**YOUR GOAL:**
From the first line of the data down to and including the line with "</MainColumn>", copy everything exactly, leaving out pictures.

**GIVEN MATERIAL:**
....

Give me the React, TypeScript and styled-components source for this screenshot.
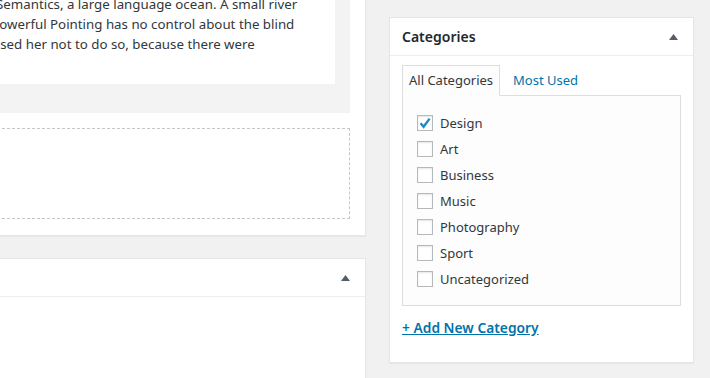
import styled, { createGlobalStyle } from 'styled-components'

const GlobalStyle = createGlobalStyle`
	body {
		margin: 0;
		background: #f1f1f1;
		font-family: 'Noto Sans', 'Open Sans', sans-serif;
		color: #32373c;
		overflow: hidden;
	}
`

const EDITOR_LINES = [
	{ text: 'Semantics, a large language ocean. A small river', shift: -3 },
	{ text: 'powerful Pointing has no control about the blind', shift: -8 },
	{ text: 'used her not to do so, because there were', shift: -7 },
]

const CATEGORIES = [
	{ name: 'Design', checked: true },
	{ name: 'Art', checked: false },
	{ name: 'Business', checked: false },
	{ name: 'Music', checked: false },
	{ name: 'Photography', checked: false },
	{ name: 'Sport', checked: false },
	{ name: 'Uncategorized', checked: false },
]

function ToggleArrow() {
	return (
		<svg width="9" height="6" viewBox="0 0 9 6">
			<polygon points="0,6 4.5,0 9,6" fill="#555d66" />
		</svg>
	)
}

function CheckBox({ checked }: { checked: boolean }) {
	return (
		<Box>
			{checked && (
				<svg width="16" height="16" viewBox="0 0 16 16">
					<path d="M3.6 8.2 L6.6 11.8 L12.6 3.6" fill="none" stroke="#1e8cbe" strokeWidth="2.4" />
				</svg>
			)}
		</Box>
	)
}

export default function App() {
	return (
		<>
			<GlobalStyle />
			<Page>
				<MainColumn>
					<Panel>
						<EditorWrap>
							<EditorText>
								{EDITOR_LINES.map((line) => (
									<EditorLine key={line.text} $shift={line.shift}>
										{line.text}
									</EditorLine>
								))}
							</EditorText>
						</EditorWrap>
						<DropZone />
					</Panel>
					<Panel $open>
						<PanelHeader>
							<span />
							<ToggleArrow />
						</PanelHeader>
						<PanelBody />
					</Panel>
				</MainColumn>

				<Sidebar>
					<PanelHeader>
						<Title>Categories</Title>
						<ToggleArrow />
					</PanelHeader>
					<SidebarBody>
						<Tabs>
							<Tab $active>All Categories</Tab>
							<Tab>Most Used</Tab>
						</Tabs>
						<TabPanel>
							{CATEGORIES.map((cat) => (
								<Row key={cat.name}>
									<CheckBox checked={cat.checked} />
									<Label>{cat.name}</Label>
								</Row>
							))}
						</TabPanel>
						<AddLink href="#">+ Add New Category</AddLink>
					</SidebarBody>
				</Sidebar>
			</Page>
		</>
	)
}

const Page = styled.div`
	display: flex;
	align-items: flex-start;
	gap: 23px;
	width: 710px;
	height: 378px;
	padding-top: 17px;
	box-sizing: border-box;
	overflow: hidden;
`

const MainColumn = styled.div`
	flex: 0 0 601px;
	margin-left: -235px;
	margin-top: -45px;
	display: flex;
	flex-direction: column;
	gap: 22px;
`

const Panel = styled.div<{ $open?: boolean }>`
	background: #fff;
	border: 1px solid #e5e5e5;
	box-shadow: 0 1px 1px rgba(0, 0, 0, 0.04);
	padding: ${({ $open }) => ($open ? '0' : '0 15px 16px 16px')};
`

const EditorWrap = styled.div`
	background: #f3f3f3;
	padding: 0 15px 29px 0;
`

const EditorText = styled.div`
	background: #fff;
	padding: 21px 0 30px 217px;
	font-size: 13.3px;
	line-height: 20px;
	color: #32373c;
`

const EditorLine = styled.div<{ $shift: number }>`
	white-space: nowrap;
	margin-left: ${({ $shift }) => $shift}px;
`

const DropZone = styled.div`
	margin-top: 15px;
	height: 89px;
	border: 1px dashed #c4c7ca;
`

const PanelHeader = styled.div`
	display: flex;
	align-items: center;
	justify-content: space-between;
	height: 37px;
	padding: 0 15px 0 12px;
	border-bottom: 1px solid #eee;
`

const PanelBody = styled.div`
	height: 120px;
`

const Sidebar = styled.div`
	flex: 0 0 305px;
	box-sizing: border-box;
	background: #fff;
	border: 1px solid #e5e5e5;
	box-shadow: 0 1px 1px rgba(0, 0, 0, 0.04);
`

const Title = styled.h2`
	margin: 0;
	font-size: 14px;
	font-weight: 600;
	color: #23282d;
`

const SidebarBody = styled.div`
	padding: 9px 12px 24px 12px;
`

const Tabs = styled.div`
	display: flex;
	gap: 6px;
	margin-bottom: -1px;
`

const Tab = styled.div<{ $active?: boolean }>`
	height: 29px;
	line-height: 29px;
	padding: 0 6px;
	font-size: 13px;
	color: ${({ $active }) => ($active ? '#32373c' : '#0073aa')};
	background: ${({ $active }) => ($active ? '#fdfdfd' : 'transparent')};
	border: 1px solid ${({ $active }) => ($active ? '#ddd' : 'transparent')};
	border-bottom-color: ${({ $active }) => ($active ? '#fdfdfd' : 'transparent')};
	position: relative;
	z-index: 1;
`

const TabPanel = styled.div`
	border: 1px solid #ddd;
	background: #fdfdfd;
	padding: 14px 14px 13px;
	width: 249px;
`

const Row = styled.div`
	display: flex;
	align-items: center;
	gap: 7px;
	height: 26px;
`

const Box = styled.span`
	width: 16px;
	height: 16px;
	box-sizing: border-box;
	border: 1px solid #b4b9be;
	background: #fff;
	box-shadow: inset 0 1px 2px rgba(0, 0, 0, 0.1);
	display: flex;
	align-items: center;
	justify-content: center;

	svg {
		flex: none;
	}
`

const Label = styled.span`
	font-size: 13px;
	color: #32373c;
	line-height: 20px;
`

const AddLink = styled.a`
	display: inline-block;
	margin-top: 12px;
	font-size: 13.8px;
	font-weight: 600;
	line-height: 20px;
	color: #0073aa;
	text-decoration: underline;
`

....

**RESPONSE:**
Give me the React, TypeScript and styled-components source for this screenshot.
import styled, { createGlobalStyle } from 'styled-components'

const GlobalStyle = createGlobalStyle`
	body {
		margin: 0;
		background: #f1f1f1;
		font-family: 'Noto Sans', 'Open Sans', sans-serif;
		color: #32373c;
		overflow: hidden;
	}
`

const EDITOR_LINES = [
	{ text: 'Semantics, a large language ocean. A small river', shift: -3 },
	{ text: 'powerful Pointing has no control about the blind', shift: -8 },
	{ text: 'used her not to do so, because there were', shift: -7 },
]

const CATEGORIES = [
	{ name: 'Design', checked: true },
	{ name: 'Art', checked: false },
	{ name: 'Business', checked: false },
	{ name: 'Music', checked: false },
	{ name: 'Photography', checked: false },
	{ name: 'Sport', checked: false },
	{ name: 'Uncategorized', checked: false },
]

function ToggleArrow() {
	return (
		<svg width="9" height="6" viewBox="0 0 9 6">
			<polygon points="0,6 4.5,0 9,6" fill="#555d66" />
		</svg>
	)
}

function CheckBox({ checked }: { checked: boolean }) {
	return (
		<Box>
			{checked && (
				<svg width="16" height="16" viewBox="0 0 16 16">
					<path d="M3.6 8.2 L6.6 11.8 L12.6 3.6" fill="none" stroke="#1e8cbe" strokeWidth="2.4" />
				</svg>
			)}
		</Box>
	)
}

export default function App() {
	return (
		<>
			<GlobalStyle />
			<Page>
				<MainColumn>
					<Panel>
						<EditorWrap>
							<EditorText>
								{EDITOR_LINES.map((line) => (
									<EditorLine key={line.text} $shift={line.shift}>
										{line.text}
									</EditorLine>
								))}
							</EditorText>
						</EditorWrap>
						<DropZone />
					</Panel>
					<Panel $open>
						<PanelHeader>
							<span />
							<ToggleArrow />
						</PanelHeader>
						<PanelBody />
					</Panel>
				</MainColumn>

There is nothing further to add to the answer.